__DO THIS__
Examine each line of the data. Copy those that contain the string "screenshot".

__INFORMATION PROVIDED__
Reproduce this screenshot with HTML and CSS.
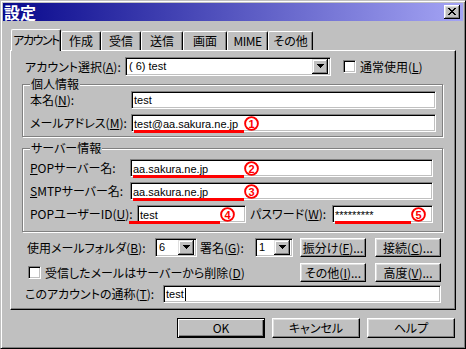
FILE: index.html
```html
<!DOCTYPE html>
<html>
<head>
	<meta charset="utf-8">
	<title>設定</title>
	<link rel="stylesheet" href="styles.css">
</head>
<body>
<div class="dlg">
	<div class="title">
		<span class="title-text">設定</span>
		<div class="close">
			<svg width="8" height="7" viewBox="0 0 8 7"><path d="M0 0h2v1h-2zM6 0h2v1h-2zM1 1h2v1h-2zM5 1h2v1h-2zM2 2h4v1h-4zM3 3h2v1h-2zM2 4h4v1h-4zM1 5h2v1h-2zM5 5h2v1h-2zM0 6h2v1h-2zM6 6h2v1h-2z"/></svg>
		</div>
	</div>
	<div class="body">
		<div class="tabs">
			<div class="tab on t1">アカウント</div>
			<div class="tab t2">作成</div>
			<div class="tab t3">受信</div>
			<div class="tab t4">送信</div>
			<div class="tab t5">画面</div>
			<div class="tab t6">MIME</div>
			<div class="tab t7">その他</div>
		</div>
		<div class="panel">
			<div class="row acct">
				<span class="lbl-acct">アカウント選択(<u>A</u>):</span>
				<div class="combo c-acct">
					<span class="val">( 6) test</span>
					<span class="drop"><svg width="7" height="4" viewBox="0 0 7 4"><path d="M0 0h7v1h-1v1h-1v1h-1v1h-1v-1h-1v-1h-1v-1h-1z"/></svg></span>
				</div>
				<span class="chk chk-normal"><span class="box"></span>通常使用(<u>L</u>)</span>
			</div>

			<div class="grp g1">
				<div class="grp-title">個人情報</div>
				<div class="frow">
					<span class="flbl w101">本名(<u>N</u>):</span>
					<div class="field w305">test</div>
				</div>
				<div class="frow gap">
					<span class="flbl w101">メールアドレス(<u>M</u>):</span>
					<div class="field w305"><span class="mark" style="width:110px">test@aa.sakura.ne.jp</span><svg class="num" width="15" height="15" viewBox="0 0 15 15"><circle cx="7.5" cy="7.5" r="6.4"/><text x="7.5" y="11.6">1</text></svg></div>
				</div>
			</div>

			<div class="grp g2">
				<div class="grp-title">サーバー情報</div>
				<div class="frow first">
					<span class="flbl w100"><u>P</u>OPサーバー名:</span>
					<div class="field w303"><span class="mark" style="width:111px">aa.sakura.ne.jp</span><svg class="num" width="15" height="15" viewBox="0 0 15 15"><circle cx="7.5" cy="7.5" r="6.4"/><text x="7.5" y="11.6">2</text></svg></div>
				</div>
				<div class="frow gap">
					<span class="flbl w100"><u>S</u>MTPサーバー名:</span>
					<div class="field w303"><span class="mark" style="width:111px">aa.sakura.ne.jp</span><svg class="num" width="15" height="15" viewBox="0 0 15 15"><circle cx="7.5" cy="7.5" r="6.4"/><text x="7.5" y="11.6">3</text></svg></div>
				</div>
				<div class="frow gap">
					<span class="flbl w107">POPユーザーID(<u>U</u>):</span>
					<div class="field w109"><span class="mark pull" style="width:91px">test</span><svg class="num" width="15" height="15" viewBox="0 0 15 15"><circle cx="7.5" cy="7.5" r="6.4"/><text x="7.5" y="11.6">4</text></svg></div>
					<span class="flbl w82 pw">パスワード(<u>W</u>):</span>
					<div class="field w101"><span class="mark" style="width:76px">*********</span><svg class="num" width="15" height="15" viewBox="0 0 15 15"><circle cx="7.5" cy="7.5" r="6.4"/><text x="7.5" y="11.6">5</text></svg></div>
				</div>
			</div>

			<div class="row folder">
				<span class="lbl-folder">使用メールフォルダ(<u>B</u>):</span>
				<div class="combo c-num">
					<span class="val">6</span>
					<span class="drop"><svg width="7" height="4" viewBox="0 0 7 4"><path d="M0 0h7v1h-1v1h-1v1h-1v1h-1v-1h-1v-1h-1v-1h-1z"/></svg></span>
				</div>
				<span class="lbl-sig">署名(<u>G</u>):</span>
				<div class="combo c-sig">
					<span class="val">1</span>
					<span class="drop"><svg width="7" height="4" viewBox="0 0 7 4"><path d="M0 0h7v1h-1v1h-1v1h-1v1h-1v-1h-1v-1h-1v-1h-1z"/></svg></span>
				</div>
				<div class="pbtns">
					<div class="btn pbtn">振分け(<u>F</u>)...</div>
					<div class="btn pbtn">接続(<u>C</u>)...</div>
				</div>
			</div>

			<div class="row del">
				<span class="chk chk-del"><span class="box"></span>受信したメールはサーバーから削除(<u>D</u>)</span>
				<div class="pbtns">
					<div class="btn pbtn">その他(<u>I</u>)...</div>
					<div class="btn pbtn">高度(<u>V</u>)...</div>
				</div>
			</div>

			<div class="row nick">
				<span class="lbl-nick">このアカウントの通称(<u>T</u>):</span>
				<div class="field w278">test<span class="caret"></span></div>
			</div>
		</div>

		<div class="btns">
			<div class="btn dbtn def">OK</div>
			<div class="btn dbtn">キャンセル</div>
			<div class="btn dbtn">ヘルプ</div>
		</div>
	</div>
</div>
</body>
</html>
```

FILE: styles.css
```css
body {
	margin: 0;
	padding: 0;
	background-color: #c0c0c0;
	font-family: "Noto Sans CJK JP", "Liberation Sans", sans-serif;
	font-size: 12px;
	color: #000000;
	font-feature-settings: "palt";
}
u {
	text-underline-offset: 1px;
}

/* window frame */
.dlg {
	width: 466px;
	height: 349px;
	box-sizing: border-box;
	border: 1px solid;
	border-color: #c0c0c0 #000000 #000000 #c0c0c0;
	box-shadow: inset 1px 1px #ffffff, inset -1px -1px #808080;
	padding: 2px;
	display: flex;
	flex-direction: column;
}
.title {
	height: 18px;
	display: flex;
	align-items: center;
	justify-content: space-between;
	padding: 0 3px 0 1px;
	background: linear-gradient(to right, #08088c, #a4a4f4);
}
.title-text {
	color: #ffffff;
	font-weight: bold;
	font-size: 16px;
	line-height: 18px;
}
.close {
	width: 16px;
	height: 14px;
	box-sizing: border-box;
	background-color: #c0c0c0;
	box-shadow: inset -1px -1px #000000, inset 1px 1px #ffffff, inset -2px -2px #808080, inset 2px 2px #dfdfdf;
	display: flex;
	align-items: center;
	justify-content: center;
	padding: 0 1px 1px 0;
}

.body {
	padding: 8px 7px 0 7px;
	display: flex;
	flex-direction: column;
}

/* tabs */
.tabs {
	height: 22px;
	margin-bottom: -1px;
	padding-left: 1px;
	display: flex;
	align-items: flex-end;
	position: relative;
	z-index: 1;
}
.tab {
	height: 19px;
	margin-bottom: 1px;
	box-sizing: border-box;
	border-top: 1px solid #ffffff;
	border-left: 1px solid #ffffff;
	border-right: 1px solid #000000;
	border-radius: 2px 2px 0 0;
	box-shadow: inset -1px 0 #808080;
	line-height: 17px;
	text-align: center;
	white-space: nowrap;
	background-color: #c0c0c0;
}
.tab.on {
	height: 22px;
	margin-bottom: 0;
	line-height: 20px;
	letter-spacing: -1.5px;
}
.t1 { width: 50px; }
.t2 { width: 40px; }
.t3 { width: 40px; }
.t4 { width: 42px; }
.t5 { width: 44px; }
.t6 { width: 41px; }
.t7 { width: 45px; }
.t6 {
	letter-spacing: -0.5px;
}

/* page */
.panel {
	height: 260px;
	box-sizing: border-box;
	border: 1px solid;
	border-color: #ffffff #000000 #000000 #ffffff;
	box-shadow: inset -1px -1px #808080;
	padding-top: 6px;
	display: flex;
	flex-direction: column;
}
.row {
	display: flex;
	align-items: center;
	height: 19px;
	line-height: 16px;
}
.acct {
	margin-left: 14px;
}
.lbl-acct {
	width: 100px;
}

.combo {
	height: 19px;
	box-sizing: border-box;
	background-color: #ffffff;
	border: 1px solid;
	border-color: #808080 #ffffff #ffffff #808080;
	box-shadow: inset 1px 1px #000000, inset -1px -1px #c0c0c0;
	padding: 2px;
	display: flex;
	align-items: center;
	font-family: "Liberation Sans", sans-serif;
	font-size: 11px;
}
.combo .val {
	flex: 1;
	padding-left: 1px;
	line-height: 15px;
}
.drop {
	width: 16px;
	height: 15px;
	box-sizing: border-box;
	background-color: #c0c0c0;
	box-shadow: inset -1px -1px #000000, inset 1px 1px #dfdfdf, inset -2px -2px #808080, inset 2px 2px #ffffff;
	display: flex;
	align-items: center;
	justify-content: center;
	padding-bottom: 1px;
}
.c-acct {
	width: 206px;
}
.c-num {
	width: 42px;
}
.c-sig {
	width: 38px;
}

.chk {
	display: flex;
	align-items: center;
}
.box {
	width: 13px;
	height: 13px;
	box-sizing: border-box;
	background-color: #ffffff;
	border: 1px solid;
	border-color: #808080 #ffffff #ffffff #808080;
	box-shadow: inset 1px 1px #000000, inset -1px -1px #c0c0c0;
	margin-right: 4px;
}
.chk-normal {
	margin-left: 12px;
}
.chk-del {
	margin-left: 17px;
}

/* group boxes */
.grp {
	margin-left: 11px;
	width: 421px;
	box-sizing: border-box;
	border: 1px solid #808080;
	box-shadow: inset 1px 1px #ffffff, 1px 1px #ffffff;
	padding: 0 0 4px 7px;
}
.g1 {
	margin-top: 8px;
	height: 53px;
}
.g2 {
	margin-top: 11px;
	height: 84px;
	padding-bottom: 8px;
}
.grp-title {
	margin: -8px 0 0 0;
	height: 14px;
	line-height: 14px;
	width: fit-content;
	padding: 0 1px;
	background-color: #c0c0c0;
}
.frow {
	display: flex;
	align-items: center;
	height: 18px;
	line-height: 16px;
}
.frow.gap {
	margin-top: 5px;
}
.frow.first {
	margin-top: 4px;
}
.w100 { width: 100px; }
.w101 { width: 101px; }
.w107 { width: 107px; }
.w82 { width: 82px; }
.pw {
	margin-left: 4px;
}

.field {
	height: 18px;
	box-sizing: border-box;
	background-color: #ffffff;
	border: 1px solid;
	border-color: #808080 #ffffff #ffffff #808080;
	box-shadow: inset 1px 1px #000000, inset -1px -1px #c0c0c0;
	padding: 0 2px;
	display: flex;
	align-items: center;
	font-family: "Liberation Sans", sans-serif;
	font-size: 11px;
	line-height: 14px;
}
.w305 { width: 305px; }
.w303 { width: 303px; }
.w109 { width: 109px; }
.w101.field { width: 101px; }
.w278 { width: 278px; }

/* red notes drawn over the screenshot */
.mark {
	display: inline-block;
	height: 15px;
	box-sizing: border-box;
	border-bottom: 3px solid #ff0000;
	line-height: 12px;
	margin-top: 4px;
	white-space: nowrap;
}
.mark.pull {
	margin-left: -11px;
	padding-left: 11px;
}
.num {
	flex: none;
	margin-top: 1px;
	margin-left: 0;
}
.num circle {
	fill: #ffffff;
	stroke: #ff0000;
	stroke-width: 1.9;
}
.num text {
	fill: #ff0000;
	font-family: "Liberation Sans", sans-serif;
	font-weight: bold;
	font-size: 11px;
	text-anchor: middle;
}
.caret {
	display: inline-block;
	width: 1px;
	height: 13px;
	background-color: #000000;
	margin-left: 1px;
}

.folder {
	margin-top: 6px;
	margin-left: 16px;
}
.lbl-folder {
	width: 128px;
}
.lbl-sig {
	width: 55px;
	margin-left: 3px;
}
.pbtns {
	display: flex;
	gap: 9px;
	margin-left: auto;
	margin-right: 14px;
}
.del {
	margin-top: 6px;
}
.nick {
	margin-top: 3px;
	margin-left: 14px;
	height: 18px;
}
.lbl-nick {
	width: 138px;
}

/* buttons */
.btn {
	background-color: #c0c0c0;
	box-sizing: border-box;
	border: 1px solid;
	border-color: #ffffff #000000 #000000 #ffffff;
	box-shadow: inset -1px -1px #808080, inset 1px 1px #dfdfdf;
	display: flex;
	align-items: center;
	justify-content: center;
	line-height: 16px;
}
.pbtn {
	width: 66px;
	height: 19px;
}
.btns {
	margin-top: 8px;
	display: flex;
	justify-content: flex-end;
	gap: 7px;
	padding-right: 1px;
}
.dbtn {
	width: 88px;
	height: 20px;
}
.btn.def {
	border-color: #000000;
	box-shadow: inset 1px 1px #ffffff, inset -1px -1px #000000, inset -2px -2px #808080;
}
```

__PROBLEM SOLUTION__
Reproduce this screenshot with HTML and CSS.
/* red notes drawn over the screenshot */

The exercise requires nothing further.